Taiwan’s disabled population will reach 1.04 million in 2026, with the average number of years for long-term care expected to be seven, a Department of Health official said on the weekend.
The estimate is based on a survey carried out by the department in 2010, said Teng Su-wen (鄧素文), director of the department’s Bureau of Nursing and Health Services Development, speaking at a long-term care forum.
The 2010 survey of disabled citizens above the age of five who need long-term care, estimated that the disabled population would reach 668,933 last year and increase to 778,905 in 2016, to 884,333 in 2021 and to 1.04 million by 2026, Tung said.
As Taiwan’s ageing society grows, demands for long-term care will also increase.
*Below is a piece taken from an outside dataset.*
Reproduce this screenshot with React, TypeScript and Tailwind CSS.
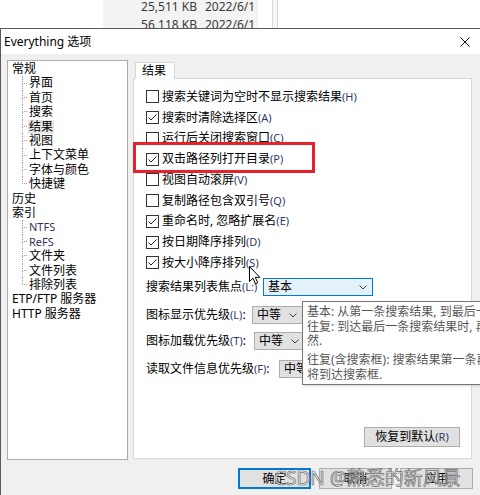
import React from 'react';

const checks: [string, string, boolean][] = [
  ['搜索关键词为空时不显示搜索结果', 'H', false],
  ['搜索时清除选择区', 'A', true],
  ['运行后关闭搜索窗口', 'C', false],
  ['双击路径列打开目录', 'P', true],
  ['视图自动滚屏', 'V', false],
  ['复制路径包含双引号', 'Q', false],
  ['重命名时, 忽略扩展名', 'E', true],
  ['按日期降序排列', 'D', true],
  ['按大小降序排列', 'S', true],
];

const generalItems = ['界面', '首页', '搜索', '结果', '视图', '上下文菜单', '字体与颜色', '快捷键'];
const indexItems = ['NTFS', 'ReFS', '文件夹', '文件列表', '排除列表'];

function Key({ k }: { k: string }) {
  return <span className="text-[11px] text-[#2f3a66] [font-family:'Noto_Sans',sans-serif]">({k})</span>;
}

function CheckBox({ checked }: { checked: boolean }) {
  return (
    <span className="flex h-[13px] w-[13px] shrink-0 items-center justify-center border border-[#333] bg-white">
      {checked && (
        <svg width="11" height="11" viewBox="0 0 11 11">
          <path d="M1.5 5.5 L4 8 L9.5 2.5" fill="none" stroke="#222" strokeWidth="1" />
        </svg>
      )}
    </span>
  );
}

function TreeChild({ label, last, selected, latin }: { label: string; last: boolean; selected?: boolean; latin?: boolean }) {
  return (
    <div className="flex h-[14.4px] items-stretch">
      <div className="ml-[14px] flex w-[5px] flex-col">
        <div className="h-1/2 border-b border-l border-dotted border-[#a0a0a0]" />
        <div className={last ? 'h-1/2' : 'h-1/2 border-l border-dotted border-[#a0a0a0]'} />
      </div>
      <span
        className={
          'ml-[1px] flex items-center px-[1px] ' +
          (selected ? 'bg-[#e6e6e6] ' : '') +
          (latin ? "text-[11px] text-[#3a2d5e] [font-family:'Noto_Sans',sans-serif]" : '')
        }
      >
        {label}
      </span>
    </div>
  );
}

function Chevron() {
  return (
    <svg width="8" height="5" viewBox="0 0 8 5">
      <path d="M0.5 0.5 L4 4 L7.5 0.5" fill="none" stroke="#444" strokeWidth="1" />
    </svg>
  );
}

function Select({ value, width, focus }: { value: string; width: string; focus?: boolean }) {
  return (
    <div
      className={
        'flex h-[18px] items-center justify-between pl-[4px] pr-[5px] ' +
        width +
        (focus ? ' border border-[#0078d7] bg-[#e5f1fb]' : ' border border-[#adadad] bg-[#e1e1e1]')
      }
    >
      <span>{value}</span>
      <Chevron />
    </div>
  );
}

export default function App() {
  return (
    <div className="relative h-[495px] w-[480px] overflow-hidden bg-white text-[12px] text-black [font-family:'Noto_Sans','Noto_Sans_CJK_SC',sans-serif]">
      {/* window behind the dialog */}
      <div className="flex h-[28px]">
        <div className="w-[103px]" />
        <div className="w-[155px] overflow-hidden bg-[#f3f3f3] text-[#3a3a3a]">
          <div className="-mt-[2px] flex flex-col">
            {['25,511 KB', '56,118 KB'].map((s) => (
              <div key={s} className="flex h-[18px] items-center whitespace-nowrap">
                <span className="w-[94px] text-right">{s}</span>
                <span className="ml-[8px]">2022/6/1</span>
              </div>
            ))}
          </div>
        </div>
        <div className="w-[14px]" />
        <div className="w-[6px] border-x border-[#d8d8d8] bg-[#f7f7f7]" />
      </div>

      {/* dialog */}
      <div className="flex h-[467px] flex-col border-l border-t border-[#5a5a5a]">
        <div className="flex h-[25px] items-center justify-between bg-white pl-[3px] pr-[10px]">
          <span>Everything 选项</span>
          <svg width="10" height="10" viewBox="0 0 10 10">
            <path d="M0.5 0.5 L9.5 9.5 M9.5 0.5 L0.5 9.5" stroke="#111" strokeWidth="1" />
          </svg>
        </div>

        <div className="flex flex-1 items-start bg-[#f0f0f0]">
          {/* tree */}
          <div className="ml-[6px] mt-[6px] h-[400px] w-[121px] border border-[#acacac] bg-white pt-[1px] leading-[14.4px]">
            <div className="pl-[4px]">常规</div>
            {generalItems.map((g, i) => (
              <TreeChild key={g} label={g} last={i === generalItems.length - 1} selected={g === '结果'} />
            ))}
            <div className="pl-[4px]">历史</div>
            <div className="pl-[4px]">索引</div>
            {indexItems.map((g, i) => (
              <TreeChild key={g} label={g} last={i === indexItems.length - 1} latin={i < 2} />
            ))}
            <div className="pl-[4px]">ETP/FTP 服务器</div>
            <div className="pl-[4px]">HTTP 服务器</div>
          </div>

          {/* tab + page */}
          <div className="ml-[5px] mt-[8px] flex flex-col">
            <div className="relative z-10 -mb-px ml-[2px] flex h-[17px] w-[40px] items-center border border-b-0 border-[#d9d9d9] bg-white pl-[6px]">
              结果
            </div>
            <div className="flex h-[381px] w-[339px] flex-col border border-[#d9d9d9] bg-white pl-[12px] pt-[7.5px]">
              {checks.map(([t, k, c]) => (
                <div key={t} className="flex h-[20.75px] items-center gap-[3px]">
                  <CheckBox checked={c} />
                  <span className="whitespace-nowrap">
                    {t}
                    <Key k={k} />
                  </span>
                </div>
              ))}

              <div className="mt-[5px] flex h-[18px] items-center">
                <span className="w-[117px] whitespace-nowrap">
                  搜索结果列表焦点<Key k="L:" />
                </span>
                <Select value="基本" width="w-[110px]" focus />
              </div>
              <div className="mt-[10px] flex h-[18px] items-center">
                <span className="w-[106px] whitespace-nowrap">
                  图标显示优先级<Key k="L" />:
                </span>
                <Select value="中等" width="w-[51px]" />
              </div>
              <div className="mt-[8px] flex h-[18px] items-center">
                <span className="w-[108px] whitespace-nowrap">
                  图标加载优先级<Key k="T" />:
                </span>
                <Select value="中等" width="w-[51px]" />
              </div>
              <div className="mt-[10px] flex h-[18px] items-center">
                <span className="w-[133px] whitespace-nowrap">
                  读取文件信息优先级<Key k="F" />:
                </span>
                <Select value="中等" width="w-[51px]" />
              </div>

              <button className="mb-[11px] mr-[11px] mt-auto flex h-[20px] w-[96px] items-center justify-center self-end border border-[#adadad] bg-[#e1e1e1]">
                恢复到默认<Key k="R" />
              </button>
            </div>

            <div className="ml-[105px] mt-[9px] flex gap-[8px]">
              <button className="h-[21px] w-[73px] border-2 border-[#0078d7] bg-[#e1e1e1]">确定</button>
              <button className="h-[21px] w-[73px] border border-[#adadad] bg-[#e1e1e1]">取消</button>
              <button className="h-[21px] w-[73px] border border-[#adadad] bg-[#e1e1e1]">应用</button>
            </div>
          </div>
        </div>
      </div>

      {/* tooltip */}
      <div className="absolute left-[302px] top-[301px] h-[84px] w-[250px] whitespace-nowrap border border-[#767676] bg-white pl-[4px] pt-[3px] leading-[14.5px] text-[#575757] shadow-[1px_1px_2px_rgba(0,0,0,0.15)]">
        <div>基本: 从第一条搜索结果, 到最后一条搜索结果.</div>
        <div>往复: 到达最后一条搜索结果时, 再返回第一条, 反之亦</div>
        <div>然.</div>
        <div className="mt-[4.5px]">往复(含搜索框): 搜索结果第一条再往上时</div>
        <div>将到达搜索框.</div>
      </div>

      {/* highlight */}
      <div className="absolute left-[133px] top-[142px] h-[31px] w-[182px] border-[3px] border-[#e8202a]" />

      {/* mouse cursor */}
      <svg className="absolute left-[249px] top-[266px]" width="12" height="19" viewBox="0 0 12 19">
        <path d="M0.5 0.5 L0.5 15.5 L4 12.2 L6.5 17.8 L8.7 16.8 L6.3 11.3 L10.8 11.3 Z" fill="#fff" stroke="#000" strokeWidth="1" />
      </svg>

      {/* watermark */}
      <div className="absolute left-[274px] top-[464px] whitespace-nowrap text-[19px] text-white/50 [-webkit-text-stroke:0.7px_#707070]">
        CSDN @熟悉的新风景
      </div>
    </div>
  );
}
The year 2017 will be a key year in demographic transition as the baby boomer generation ages, with 14 percent of the population being over 65 years old, and by 2025 the country will become a super-aged society, Tung said.
However, Taiwan Long-Term Care Professions Association president Wu Hsiao-chi (吳肖琪) said the department’s figures were an underestimation.
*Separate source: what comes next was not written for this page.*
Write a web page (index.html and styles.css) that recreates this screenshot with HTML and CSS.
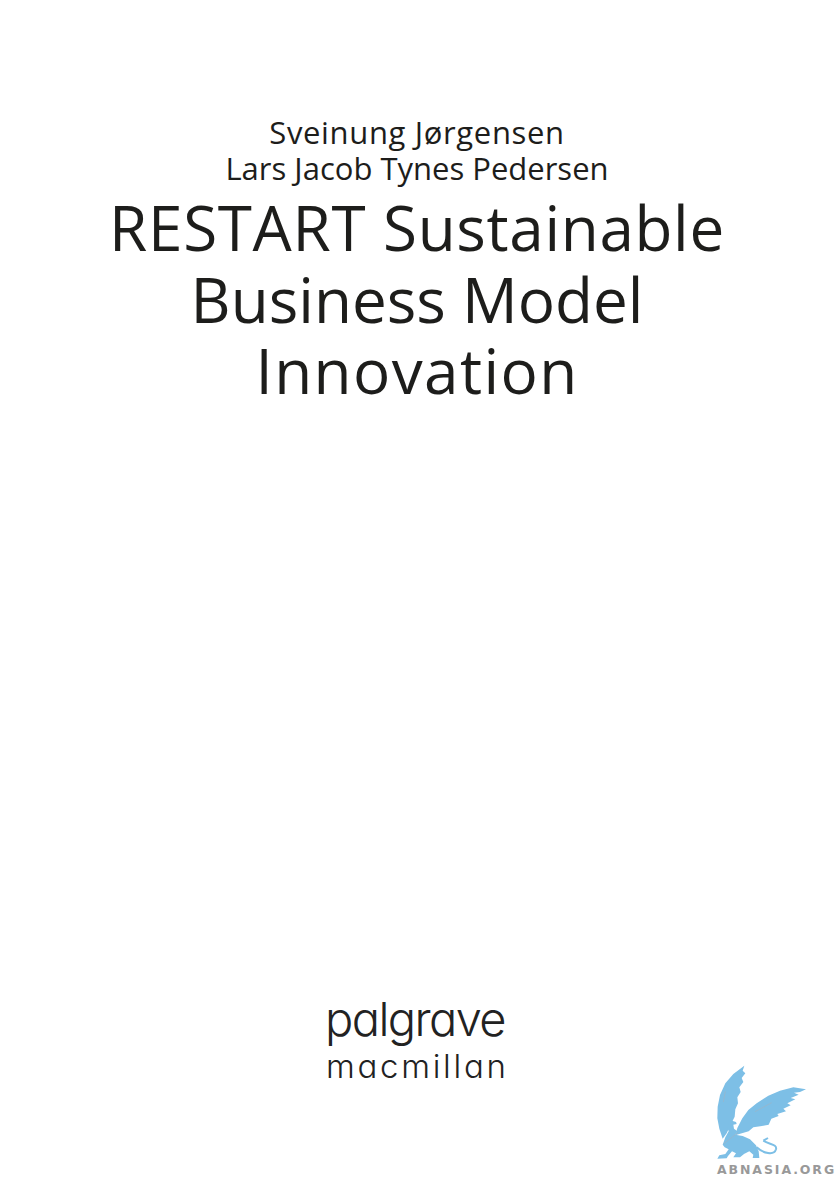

She said that by 2017 the population would age rapidly, and this could be seen through the aged dependency ratio, which calculates the number of people in the labor force caring for one senior citizen.
In 2010, the aged dependency ratio was 6.6 people in the labor force caring for one person over the age of 65, but by 2025 it will be 3.4 to one and by 2060 it will reach 1.2 to one.
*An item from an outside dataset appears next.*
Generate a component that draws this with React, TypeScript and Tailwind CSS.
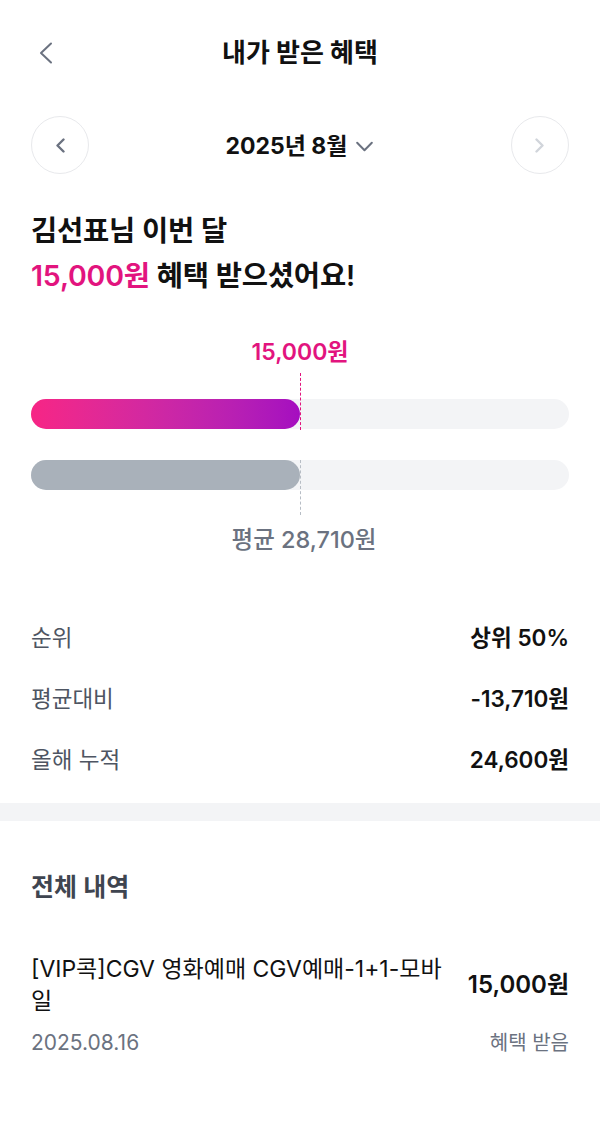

The declining trend indicates that after 2060, senior dependent citizens will exceed the working population, Wu said.
In addition, the WHO estimates the potential demand for long-term care is about seven to nine years, Tung said.
Considering Taiwan’s average life expectancy and the diseases afflicting Taiwanese, most people will need at least 7.3 years of long-term care, Tung said.
The average long-term care for men will be 6.4 years, while for women 8.2 years will be needed, she added.
To deal with the rising demand for long-term health care, the department launched a 10 year long-term health plan in 2008, and will be implementing long-term health insurance in 2016, Tung said.
In addition, the government will be expanding the long term health care services and network to 22 major zones from next year to 2016.